Auch die Veranstaltungsreihe „Übers Essen reden“ im Rahmen des Weinviertelfestivals 2022 im Nachtwächterhaus Poysdorf trägt ihre Handschrift. Besucher konnten dort, umgeben von ihren tausend Kochbüchern, plaudern, diskutieren und sich inspirieren lassen. „Verschwunden ist übrigens keines meiner Bücher – im Gegenteil, sie haben sich vermehrt.“
„Gibt es eine Speise, die Sie zu trösten vermag“, fragte Heidi Strobl Woche für Woche ihre Gäste, und sie fragt auch mich. Ich muss nicht lange überlegen: der gezogene Apfelstrudel meiner Oma, der beste Strudel der Welt. Da erinnert sich die Kulinarik-Journalistin an Willi Resetarits: „Er hatte so schöne Hände!

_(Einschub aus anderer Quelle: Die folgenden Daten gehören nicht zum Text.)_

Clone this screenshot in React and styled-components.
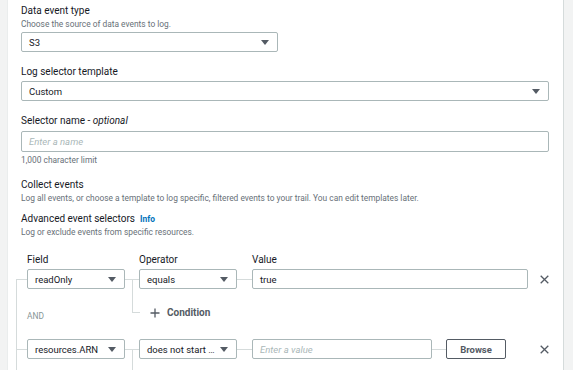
import React from "react";
import styled, { createGlobalStyle } from "styled-components";

const Global = createGlobalStyle`
  html, body { margin: 0; padding: 0; background: #fff; }
  body { font-family: Roboto, "Open Sans", Arial, sans-serif; color: #16191f; }
  * { box-sizing: border-box; }
`;

const LINE = "#d5dbdb";

const Page = styled.div`
  display: flex;
  width: 573px;
  height: 370px;
  overflow: hidden;
`;

const Rail = styled.div`
  flex: 0 0 ${(p) => p.$w}px;
  background: #f2f3f3;
  ${(p) => (p.$side === "left" ? "border-right: 1px solid #eaeded;" : "border-left: 1px solid #d5dbdb;")}
`;

const Main = styled.main`
  flex: 1;
  min-width: 0;
  padding: 4px 14px 0 13px;
  display: flex;
  flex-direction: column;
`;

const Field = styled.section`
  display: flex;
  flex-direction: column;
  margin-top: ${(p) => p.$mt || 0}px;
`;

const Label = styled.div`
  font-size: 10px;
  line-height: 14px;
  color: #16191f;
  em { font-style: italic; }
`;

const Desc = styled.div`
  font-size: 8.4px;
  line-height: 12px;
  color: #687078;
  margin-top: ${(p) => p.$mt || 0}px;
`;

const SelectBox = styled.div`
  display: flex;
  align-items: center;
  justify-content: space-between;
  width: ${(p) => (p.$w ? `${p.$w}px` : "100%")};
  height: 20px;
  margin-top: ${(p) => p.$mt || 0}px;
  padding: 0 8px 0 7px;
  border: 1px solid #aab7b8;
  border-radius: 2px;
  font-size: 9.5px;
  color: #16191f;
  background: #fff;
  white-space: nowrap;
  overflow: hidden;
`;

const Caret = styled.span`
  width: 0;
  height: 0;
  border-left: 4px solid transparent;
  border-right: 4px solid transparent;
  border-top: 5px solid #545b64;
  flex: 0 0 auto;
  margin-left: 4px;
`;

const TextBox = styled.div`
  display: flex;
  align-items: center;
  height: ${(p) => p.$h || 20}px;
  margin-top: ${(p) => p.$mt || 0}px;
  padding: 0 7px;
  border: 1px solid #aab7b8;
  border-radius: 2px;
  font-size: 9.5px;
  color: ${(p) => (p.$placeholder ? "#aab7b8" : "#16191f")};
  font-style: ${(p) => (p.$placeholder ? "italic" : "normal")};
  flex: ${(p) => (p.$grow ? "1 1 0" : "none")};
  min-width: 0;
`;

const InfoLink = styled.a`
  margin-left: 5px;
  font-size: 8.4px;
  font-weight: 700;
  color: #0073bb;
  text-decoration: none;
`;

const Rules = styled.div`
  display: flex;
  flex-direction: column;
  margin: 15px 0 0 -5px;
`;

const Grid = styled.div`
  display: grid;
  grid-template-columns: 11px 98px 14px 98px 15px 1fr 21px;
  align-items: center;
`;

const HeaderCell = styled.div`
  grid-column: ${(p) => p.$col};
  font-size: 10px;
  line-height: 14px;
  padding-bottom: 2px;
`;

const Tree = styled.div`
  position: relative;
  display: flex;
  flex-direction: column;
  &::before {
    content: "";
    position: absolute;
    left: 0;
    top: 10px;
    bottom: 0;
    width: 1px;
    background: ${LINE};
  }
`;

const Connector = styled.span`
  height: 1px;
  background: ${LINE};
  align-self: center;
  width: ${(p) => (p.$w ? `${p.$w}px` : "100%")};
  flex: 0 0 auto;
`;

const ValueCell = styled.div`
  display: flex;
  align-items: center;
  min-width: 0;
  padding-right: ${(p) => p.$pr || 0}px;
`;

const Remove = styled.button`
  display: flex;
  align-items: center;
  justify-content: flex-end;
  height: 20px;
  padding: 0;
  border: 0;
  background: none;
  color: #545b64;
`;

const Browse = styled.button`
  flex: 0 0 60px;
  height: 20px;
  border: 1px solid #545b64;
  border-radius: 2px;
  background: #fff;
  color: #545b64;
  font-family: inherit;
  font-size: 9.5px;
  font-weight: 700;
  padding: 0;
`;

const Between = styled.div`
  display: flex;
  align-items: flex-start;
  height: 50px;
  padding-left: 11px;
`;

const AndLabel = styled.div`
  width: 105px;
  margin-top: 21px;
  font-size: 8.4px;
  line-height: 12px;
  color: #879596;
`;

const Elbow = styled.span`
  width: 8px;
  height: ${(p) => (p.$open ? 60 : 34)}px;
  margin-top: -10px;
  border-left: 1px solid ${LINE};
  border-bottom: ${(p) => (p.$open ? "none" : `1px solid ${LINE}`)};
  flex: 0 0 auto;
`;

const AddCondition = styled.button`
  display: flex;
  align-items: center;
  gap: 7px;
  margin: 17px 0 0 10px;
  padding: 0;
  border: 0;
  background: none;
  font-family: inherit;
  font-size: 10px;
  font-weight: 700;
  color: #545b64;
  line-height: 14px;
`;

const Plus = () => (
  <svg width="10" height="10" viewBox="0 0 10 10">
    <path d="M5 0.5v9M0.5 5h9" stroke="#545b64" strokeWidth="1.3" fill="none" />
  </svg>
);

const XIcon = () => (
  <svg width="9" height="9" viewBox="0 0 9 9">
    <path d="M0.7 0.7l7.6 7.6M8.3 0.7L0.7 8.3" stroke="#545b64" strokeWidth="1.3" fill="none" />
  </svg>
);

const Rule = ({ field, op, children }) => (
  <Grid>
    <Connector />
    <SelectBox>
      <span>{field}</span>
      <Caret />
    </SelectBox>
    <Connector />
    <SelectBox>
      <span>{op}</span>
      <Caret />
    </SelectBox>
    <Connector />
    {children}
    <Remove aria-label="Remove">
      <XIcon />
    </Remove>
  </Grid>
);

const Branch = ({ and, last }) => (
  <Between>
    <AndLabel>{and ? "AND" : ""}</AndLabel>
    <Elbow $open={last} />
    {!last && (
      <AddCondition>
        <Plus />
        Condition
      </AddCondition>
    )}
  </Between>
);

export default function App() {
  return (
    <>
      <Global />
      <Page>
        <Rail $w={8} $side="left" />
        <Main>
          <Field>
            <Label>Data event type</Label>
            <Desc>Choose the source of data events to log.</Desc>
            <SelectBox $w={257} $mt={2}>
              <span>S3</span>
              <Caret />
            </SelectBox>
          </Field>

          <Field $mt={13}>
            <Label>Log selector template</Label>
            <SelectBox $mt={2}>
              <span>Custom</span>
              <Caret />
            </SelectBox>
          </Field>

          <Field $mt={13}>
            <Label>
              Selector name - <em>optional</em>
            </Label>
            <TextBox $placeholder $mt={3} $h={21}>
              Enter a name
            </TextBox>
            <Desc $mt={2}>1,000 character limit</Desc>
          </Field>

          <Field $mt={12}>
            <Label>Collect events</Label>
            <Desc>
              Log all events, or choose a template to log specific, filtered events to your trail. You can edit
              templates later.
            </Desc>
          </Field>

          <Field $mt={8}>
            <Label>
              Advanced event selectors
              <InfoLink href="#">Info</InfoLink>
            </Label>
            <Desc>Log or exclude events from specific resources.</Desc>
          </Field>

          <Rules>
            <Grid>
              <HeaderCell $col={2}>Field</HeaderCell>
              <HeaderCell $col={4}>Operator</HeaderCell>
              <HeaderCell $col={6}>Value</HeaderCell>
            </Grid>
            <Tree>
              <Rule field="readOnly" op="equals">
                <ValueCell>
                  <TextBox $grow>true</TextBox>
                </ValueCell>
              </Rule>
              <Branch and />
              <Rule field="resources.ARN" op="does not start …">
                <ValueCell $pr={22}>
                  <TextBox $grow $placeholder>Enter a value</TextBox>
                  <Connector $w={14} />
                  <Browse>Browse</Browse>
                </ValueCell>
              </Rule>
              <Branch last />
            </Tree>
          </Rules>
        </Main>
        <Rail $w={10} $side="right" />
      </Page>
    </>
  );
}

Und ich habe selten jemanden gesehen, der so achtsam beim Kochen war, wie er.“ Die beiden haben damals Stinatzer Erdäpfelstrudel rekonstruiert.
Das Gespräch zieht sich längst über Stunden. Ich gebe es zu: Es ist eigentlich kein Interview, sondern ein entspanntes und spannendes Plauscherl im Garten. Kein Wunder – Heidi Strobl scheint über einen unerschöpflichen Vorrat an Ideen und Projekten rund ums Essen zu verfügen. Die Liste ließe sich noch lange fortsetzen.
Wer neugierig geworden ist, kann auf ihre Webseite gehen:www.heidi-strobl.at. Auch die anstehenden Termine sind da zu finden. Ich schau jetzt auch hinein, klicke mich durch die Promi-Liste ihrer Serie “Delikatessen” und koche ein Rezept nach. Vielleicht backe ich den Erdäpfelstrudel.